Task requirements → A verbatim copy is needed of the lines from the one containing "Write a component" down to the one containing "export default App", inclusive. Print it with no pictures.

Available data →
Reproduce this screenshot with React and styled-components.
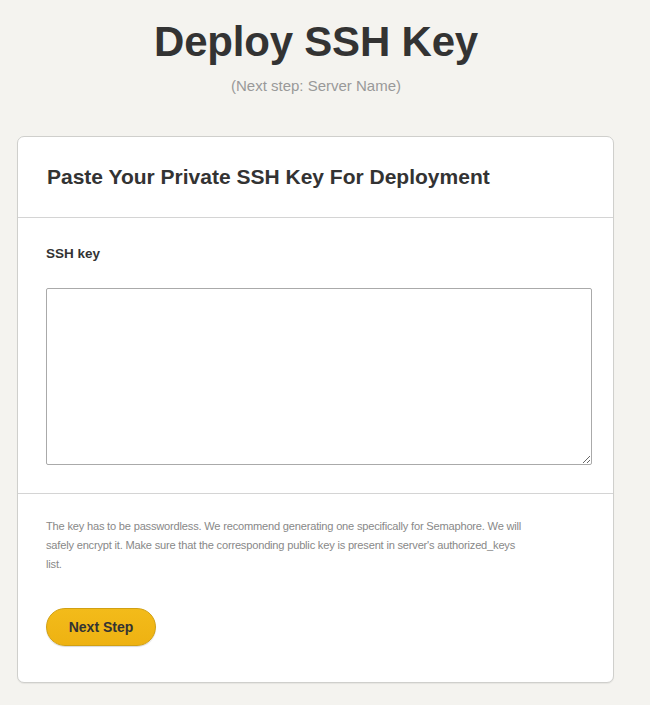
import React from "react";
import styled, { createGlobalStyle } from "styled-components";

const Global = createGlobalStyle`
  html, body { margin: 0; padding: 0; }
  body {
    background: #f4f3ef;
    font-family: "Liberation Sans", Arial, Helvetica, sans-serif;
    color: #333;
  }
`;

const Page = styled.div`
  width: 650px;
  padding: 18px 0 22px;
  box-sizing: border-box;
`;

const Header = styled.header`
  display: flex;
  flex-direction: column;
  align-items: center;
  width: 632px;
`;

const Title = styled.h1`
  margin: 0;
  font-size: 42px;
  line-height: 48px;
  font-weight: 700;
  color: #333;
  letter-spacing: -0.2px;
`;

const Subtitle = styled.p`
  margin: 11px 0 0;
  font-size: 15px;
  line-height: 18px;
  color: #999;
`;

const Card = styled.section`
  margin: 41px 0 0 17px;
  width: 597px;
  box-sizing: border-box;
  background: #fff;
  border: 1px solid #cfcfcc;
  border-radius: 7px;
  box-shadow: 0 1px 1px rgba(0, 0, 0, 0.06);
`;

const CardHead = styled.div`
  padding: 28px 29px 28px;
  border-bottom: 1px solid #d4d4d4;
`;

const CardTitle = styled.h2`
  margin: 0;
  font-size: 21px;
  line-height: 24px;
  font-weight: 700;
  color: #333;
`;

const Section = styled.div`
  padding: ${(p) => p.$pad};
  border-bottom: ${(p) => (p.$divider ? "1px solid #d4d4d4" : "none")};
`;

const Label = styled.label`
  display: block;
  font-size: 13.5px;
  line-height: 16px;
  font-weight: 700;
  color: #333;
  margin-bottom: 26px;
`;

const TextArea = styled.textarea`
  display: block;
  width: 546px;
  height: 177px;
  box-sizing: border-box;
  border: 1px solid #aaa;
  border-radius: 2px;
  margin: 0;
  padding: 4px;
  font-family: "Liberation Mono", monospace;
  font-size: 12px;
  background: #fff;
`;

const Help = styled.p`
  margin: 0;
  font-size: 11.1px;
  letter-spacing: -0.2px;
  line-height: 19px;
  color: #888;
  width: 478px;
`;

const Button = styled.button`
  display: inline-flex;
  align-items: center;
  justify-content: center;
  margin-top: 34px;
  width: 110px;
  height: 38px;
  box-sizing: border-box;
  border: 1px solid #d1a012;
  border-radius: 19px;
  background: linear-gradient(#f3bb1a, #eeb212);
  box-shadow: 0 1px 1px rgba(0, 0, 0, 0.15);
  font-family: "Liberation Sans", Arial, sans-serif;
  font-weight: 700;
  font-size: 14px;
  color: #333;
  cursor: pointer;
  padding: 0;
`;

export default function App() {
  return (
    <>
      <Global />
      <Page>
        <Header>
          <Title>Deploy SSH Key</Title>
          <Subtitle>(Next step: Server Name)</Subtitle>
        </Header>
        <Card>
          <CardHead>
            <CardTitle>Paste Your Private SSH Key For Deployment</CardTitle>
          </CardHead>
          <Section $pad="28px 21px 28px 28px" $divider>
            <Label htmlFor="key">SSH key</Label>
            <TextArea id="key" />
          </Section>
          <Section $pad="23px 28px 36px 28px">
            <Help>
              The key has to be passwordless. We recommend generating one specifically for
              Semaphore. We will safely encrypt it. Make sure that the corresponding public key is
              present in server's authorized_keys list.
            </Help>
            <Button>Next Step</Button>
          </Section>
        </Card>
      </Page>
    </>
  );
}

---

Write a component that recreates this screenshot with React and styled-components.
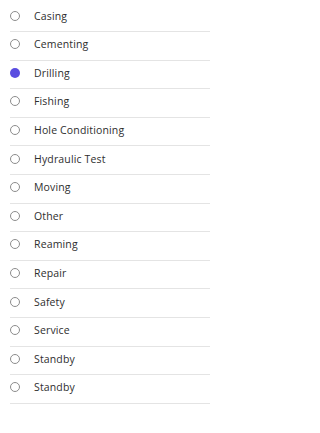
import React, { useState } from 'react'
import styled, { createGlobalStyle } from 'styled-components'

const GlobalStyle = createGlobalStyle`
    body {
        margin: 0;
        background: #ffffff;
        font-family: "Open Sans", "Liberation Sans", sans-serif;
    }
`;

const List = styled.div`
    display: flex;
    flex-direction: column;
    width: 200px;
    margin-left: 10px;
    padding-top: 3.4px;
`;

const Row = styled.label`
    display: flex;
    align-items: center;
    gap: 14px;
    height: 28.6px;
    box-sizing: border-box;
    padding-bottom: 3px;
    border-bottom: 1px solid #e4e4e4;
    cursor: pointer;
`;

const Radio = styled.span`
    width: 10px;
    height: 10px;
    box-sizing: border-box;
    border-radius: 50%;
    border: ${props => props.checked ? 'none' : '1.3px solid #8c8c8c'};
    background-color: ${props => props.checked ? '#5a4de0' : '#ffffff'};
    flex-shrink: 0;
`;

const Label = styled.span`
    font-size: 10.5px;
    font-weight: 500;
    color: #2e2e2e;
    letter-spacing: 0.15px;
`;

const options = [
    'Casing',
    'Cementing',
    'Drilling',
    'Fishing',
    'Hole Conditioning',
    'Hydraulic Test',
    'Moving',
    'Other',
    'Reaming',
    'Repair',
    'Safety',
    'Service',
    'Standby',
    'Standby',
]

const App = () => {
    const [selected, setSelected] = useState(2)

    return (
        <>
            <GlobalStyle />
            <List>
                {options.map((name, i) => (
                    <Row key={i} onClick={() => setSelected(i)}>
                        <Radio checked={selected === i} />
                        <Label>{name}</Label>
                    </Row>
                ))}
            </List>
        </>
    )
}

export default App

Complete response →
Write a component that recreates this screenshot with React and styled-components.
import React, { useState } from 'react'
import styled, { createGlobalStyle } from 'styled-components'

const GlobalStyle = createGlobalStyle`
    body {
        margin: 0;
        background: #ffffff;
        font-family: "Open Sans", "Liberation Sans", sans-serif;
    }
`;

const List = styled.div`
    display: flex;
    flex-direction: column;
    width: 200px;
    margin-left: 10px;
    padding-top: 3.4px;
`;

const Row = styled.label`
    display: flex;
    align-items: center;
    gap: 14px;
    height: 28.6px;
    box-sizing: border-box;
    padding-bottom: 3px;
    border-bottom: 1px solid #e4e4e4;
    cursor: pointer;
`;

const Radio = styled.span`
    width: 10px;
    height: 10px;
    box-sizing: border-box;
    border-radius: 50%;
    border: ${props => props.checked ? 'none' : '1.3px solid #8c8c8c'};
    background-color: ${props => props.checked ? '#5a4de0' : '#ffffff'};
    flex-shrink: 0;
`;

const Label = styled.span`
    font-size: 10.5px;
    font-weight: 500;
    color: #2e2e2e;
    letter-spacing: 0.15px;
`;

const options = [
    'Casing',
    'Cementing',
    'Drilling',
    'Fishing',
    'Hole Conditioning',
    'Hydraulic Test',
    'Moving',
    'Other',
    'Reaming',
    'Repair',
    'Safety',
    'Service',
    'Standby',
    'Standby',
]

const App = () => {
    const [selected, setSelected] = useState(2)

    return (
        <>
            <GlobalStyle />
            <List>
                {options.map((name, i) => (
                    <Row key={i} onClick={() => setSelected(i)}>
                        <Radio checked={selected === i} />
                        <Label>{name}</Label>
                    </Row>
                ))}
            </List>
        </>
    )
}

export default App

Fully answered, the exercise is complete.